[start Listed records]
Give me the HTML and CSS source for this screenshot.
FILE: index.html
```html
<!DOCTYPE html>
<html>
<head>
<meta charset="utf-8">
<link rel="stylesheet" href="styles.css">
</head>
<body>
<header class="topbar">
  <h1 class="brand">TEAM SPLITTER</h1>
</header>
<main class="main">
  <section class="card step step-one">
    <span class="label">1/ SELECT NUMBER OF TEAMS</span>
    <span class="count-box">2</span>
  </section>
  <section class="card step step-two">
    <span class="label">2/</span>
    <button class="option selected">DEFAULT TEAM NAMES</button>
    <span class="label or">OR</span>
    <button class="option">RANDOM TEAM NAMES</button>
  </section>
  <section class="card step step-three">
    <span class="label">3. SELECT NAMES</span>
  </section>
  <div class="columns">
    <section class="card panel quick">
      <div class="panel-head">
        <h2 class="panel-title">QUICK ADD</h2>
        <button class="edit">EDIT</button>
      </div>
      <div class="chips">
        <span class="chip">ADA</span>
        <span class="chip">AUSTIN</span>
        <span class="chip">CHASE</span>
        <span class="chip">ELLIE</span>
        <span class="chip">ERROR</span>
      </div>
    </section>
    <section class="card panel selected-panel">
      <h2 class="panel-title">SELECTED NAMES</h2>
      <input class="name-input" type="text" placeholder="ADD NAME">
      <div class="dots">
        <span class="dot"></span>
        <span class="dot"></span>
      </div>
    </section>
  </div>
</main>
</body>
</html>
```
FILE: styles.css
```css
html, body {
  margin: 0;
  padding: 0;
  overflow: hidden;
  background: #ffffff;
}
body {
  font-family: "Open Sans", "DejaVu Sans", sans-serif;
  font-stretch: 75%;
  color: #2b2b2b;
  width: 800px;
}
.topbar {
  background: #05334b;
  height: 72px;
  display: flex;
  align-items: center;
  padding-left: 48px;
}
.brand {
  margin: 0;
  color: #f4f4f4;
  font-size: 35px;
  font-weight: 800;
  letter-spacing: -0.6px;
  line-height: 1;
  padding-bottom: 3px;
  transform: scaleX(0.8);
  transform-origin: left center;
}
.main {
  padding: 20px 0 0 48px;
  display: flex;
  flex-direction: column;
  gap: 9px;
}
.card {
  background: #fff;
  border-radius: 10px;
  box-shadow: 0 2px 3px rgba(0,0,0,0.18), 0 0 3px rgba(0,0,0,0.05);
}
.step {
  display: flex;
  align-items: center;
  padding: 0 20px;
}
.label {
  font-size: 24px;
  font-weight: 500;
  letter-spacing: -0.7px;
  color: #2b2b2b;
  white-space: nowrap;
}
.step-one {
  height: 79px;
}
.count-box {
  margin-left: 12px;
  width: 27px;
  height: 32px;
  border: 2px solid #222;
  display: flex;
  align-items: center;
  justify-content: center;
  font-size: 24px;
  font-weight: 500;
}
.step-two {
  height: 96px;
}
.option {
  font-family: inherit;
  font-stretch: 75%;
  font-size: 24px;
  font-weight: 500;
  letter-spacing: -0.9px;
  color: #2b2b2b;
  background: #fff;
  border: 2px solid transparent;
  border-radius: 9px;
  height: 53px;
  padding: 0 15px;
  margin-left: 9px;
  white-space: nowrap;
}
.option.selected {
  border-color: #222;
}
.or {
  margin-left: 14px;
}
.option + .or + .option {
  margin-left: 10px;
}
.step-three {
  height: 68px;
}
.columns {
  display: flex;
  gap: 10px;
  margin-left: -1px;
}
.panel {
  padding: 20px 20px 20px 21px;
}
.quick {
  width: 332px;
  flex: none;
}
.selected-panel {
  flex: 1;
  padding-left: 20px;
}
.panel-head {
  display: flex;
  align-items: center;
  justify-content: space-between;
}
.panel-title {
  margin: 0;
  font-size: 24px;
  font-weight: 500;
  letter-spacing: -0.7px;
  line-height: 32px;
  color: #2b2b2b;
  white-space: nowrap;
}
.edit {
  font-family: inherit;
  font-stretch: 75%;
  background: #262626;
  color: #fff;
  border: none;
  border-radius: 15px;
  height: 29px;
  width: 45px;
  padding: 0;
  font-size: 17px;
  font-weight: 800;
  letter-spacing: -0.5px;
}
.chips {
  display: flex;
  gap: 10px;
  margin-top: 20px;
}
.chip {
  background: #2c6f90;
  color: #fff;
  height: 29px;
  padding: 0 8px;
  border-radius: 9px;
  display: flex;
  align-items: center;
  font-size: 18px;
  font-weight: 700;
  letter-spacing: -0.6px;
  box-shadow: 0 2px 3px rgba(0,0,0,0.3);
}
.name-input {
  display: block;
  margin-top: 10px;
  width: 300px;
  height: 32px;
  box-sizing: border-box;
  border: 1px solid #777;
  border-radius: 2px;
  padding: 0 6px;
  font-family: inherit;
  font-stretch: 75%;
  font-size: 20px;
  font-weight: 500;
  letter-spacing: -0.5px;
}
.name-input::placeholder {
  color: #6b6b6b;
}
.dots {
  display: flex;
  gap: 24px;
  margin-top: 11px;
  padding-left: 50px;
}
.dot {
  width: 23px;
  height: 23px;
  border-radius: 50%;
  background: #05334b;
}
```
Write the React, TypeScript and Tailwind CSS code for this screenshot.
[end Listed records]
**Exercise**
Write out every record, exactly as written.

**Problem solution**
Give me the HTML and CSS source for this screenshot.
FILE: index.html
```html
<!DOCTYPE html>
<html>
<head>
<meta charset="utf-8">
<link rel="stylesheet" href="styles.css">
</head>
<body>
<header class="topbar">
  <h1 class="brand">TEAM SPLITTER</h1>
</header>
<main class="main">
  <section class="card step step-one">
    <span class="label">1/ SELECT NUMBER OF TEAMS</span>
    <span class="count-box">2</span>
  </section>
  <section class="card step step-two">
    <span class="label">2/</span>
    <button class="option selected">DEFAULT TEAM NAMES</button>
    <span class="label or">OR</span>
    <button class="option">RANDOM TEAM NAMES</button>
  </section>
  <section class="card step step-three">
    <span class="label">3. SELECT NAMES</span>
  </section>
  <div class="columns">
    <section class="card panel quick">
      <div class="panel-head">
        <h2 class="panel-title">QUICK ADD</h2>
        <button class="edit">EDIT</button>
      </div>
      <div class="chips">
        <span class="chip">ADA</span>
        <span class="chip">AUSTIN</span>
        <span class="chip">CHASE</span>
        <span class="chip">ELLIE</span>
        <span class="chip">ERROR</span>
      </div>
    </section>
    <section class="card panel selected-panel">
      <h2 class="panel-title">SELECTED NAMES</h2>
      <input class="name-input" type="text" placeholder="ADD NAME">
      <div class="dots">
        <span class="dot"></span>
        <span class="dot"></span>
      </div>
    </section>
  </div>
</main>
</body>
</html>
```
FILE: styles.css
```css
html, body {
  margin: 0;
  padding: 0;
  overflow: hidden;
  background: #ffffff;
}
body {
  font-family: "Open Sans", "DejaVu Sans", sans-serif;
  font-stretch: 75%;
  color: #2b2b2b;
  width: 800px;
}
.topbar {
  background: #05334b;
  height: 72px;
  display: flex;
  align-items: center;
  padding-left: 48px;
}
.brand {
  margin: 0;
  color: #f4f4f4;
  font-size: 35px;
  font-weight: 800;
  letter-spacing: -0.6px;
  line-height: 1;
  padding-bottom: 3px;
  transform: scaleX(0.8);
  transform-origin: left center;
}
.main {
  padding: 20px 0 0 48px;
  display: flex;
  flex-direction: column;
  gap: 9px;
}
.card {
  background: #fff;
  border-radius: 10px;
  box-shadow: 0 2px 3px rgba(0,0,0,0.18), 0 0 3px rgba(0,0,0,0.05);
}
.step {
  display: flex;
  align-items: center;
  padding: 0 20px;
}
.label {
  font-size: 24px;
  font-weight: 500;
  letter-spacing: -0.7px;
  color: #2b2b2b;
  white-space: nowrap;
}
.step-one {
  height: 79px;
}
.count-box {
  margin-left: 12px;
  width: 27px;
  height: 32px;
  border: 2px solid #222;
  display: flex;
  align-items: center;
  justify-content: center;
  font-size: 24px;
  font-weight: 500;
}
.step-two {
  height: 96px;
}
.option {
  font-family: inherit;
  font-stretch: 75%;
  font-size: 24px;
  font-weight: 500;
  letter-spacing: -0.9px;
  color: #2b2b2b;
  background: #fff;
  border: 2px solid transparent;
  border-radius: 9px;
  height: 53px;
  padding: 0 15px;
  margin-left: 9px;
  white-space: nowrap;
}
.option.selected {
  border-color: #222;
}
.or {
  margin-left: 14px;
}
.option + .or + .option {
  margin-left: 10px;
}
.step-three {
  height: 68px;
}
.columns {
  display: flex;
  gap: 10px;
  margin-left: -1px;
}
.panel {
  padding: 20px 20px 20px 21px;
}
.quick {
  width: 332px;
  flex: none;
}
.selected-panel {
  flex: 1;
  padding-left: 20px;
}
.panel-head {
  display: flex;
  align-items: center;
  justify-content: space-between;
}
.panel-title {
  margin: 0;
  font-size: 24px;
  font-weight: 500;
  letter-spacing: -0.7px;
  line-height: 32px;
  color: #2b2b2b;
  white-space: nowrap;
}
.edit {
  font-family: inherit;
  font-stretch: 75%;
  background: #262626;
  color: #fff;
  border: none;
  border-radius: 15px;
  height: 29px;
  width: 45px;
  padding: 0;
  font-size: 17px;
  font-weight: 800;
  letter-spacing: -0.5px;
}
.chips {
  display: flex;
  gap: 10px;
  margin-top: 20px;
}
.chip {
  background: #2c6f90;
  color: #fff;
  height: 29px;
  padding: 0 8px;
  border-radius: 9px;
  display: flex;
  align-items: center;
  font-size: 18px;
  font-weight: 700;
  letter-spacing: -0.6px;
  box-shadow: 0 2px 3px rgba(0,0,0,0.3);
}
.name-input {
  display: block;
  margin-top: 10px;
  width: 300px;
  height: 32px;
  box-sizing: border-box;
  border: 1px solid #777;
  border-radius: 2px;
  padding: 0 6px;
  font-family: inherit;
  font-stretch: 75%;
  font-size: 20px;
  font-weight: 500;
  letter-spacing: -0.5px;
}
.name-input::placeholder {
  color: #6b6b6b;
}
.dots {
  display: flex;
  gap: 24px;
  margin-top: 11px;
  padding-left: 50px;
}
.dot {
  width: 23px;
  height: 23px;
  border-radius: 50%;
  background: #05334b;
}
```
Write the React, TypeScript and Tailwind CSS code for this screenshot.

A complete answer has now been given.